Church staff reported the swastika to police the next morning at around 10:20 a.m., and police are investigating the incident as a hate crime, the NYPD said. No threats were made to the church.

The church’s senior pastor, Reverend K Karpen, said police asked that the house of worship not immediately scrub the swastika so authorities could investigate, but the symbol was removed on Friday.

“It was small but very disturbing,” Karpen said. “We have no idea of the motivation behind it, and hopefully this is not something that will be repeated here or anywhere else.”

The church has shared space with Congregation B’Nai Jeshurun for 26 years but has never experienced vandalism like this, the reverend said. Karpen added the church would continue speaking out against hate and said the recent incident could be a result of the “crazy times we’re living in.”

“We spend a lot of time working on relationships among people of different faiths and no faiths,” Karpen said. “We all belong in this city and this country, and we want to make sure our voice is very loud in saying that, because there are other voices we hear that are not saying the same thing.”
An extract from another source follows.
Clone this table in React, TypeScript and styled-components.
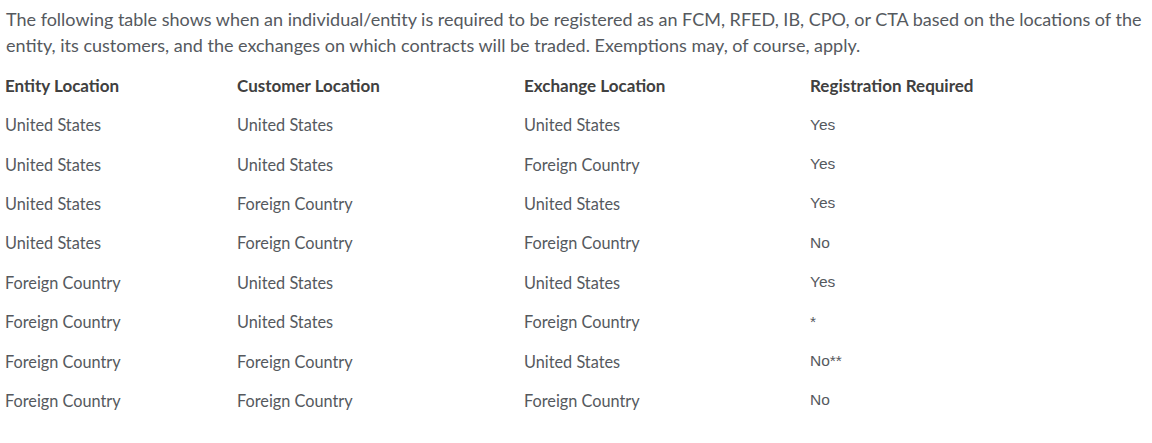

The church marks the latest target for such vandalism in the neighborhood.

Earlier this year, the Fourth Universalist Society had swastikas carved into its wooden doors on February 28. Only months before that, swastikas, “KKK” and “Nazi” were found written in marker on phone booths along Broadway between West 104th and 105th Streets, as well as on a green signal box at the corner of West 104th and Broadway.

As of August 20, there had been 104 anti-Semitic hate crimes in the city, a roughly 36 percent increase compared to the same time period last year, the NYPD said.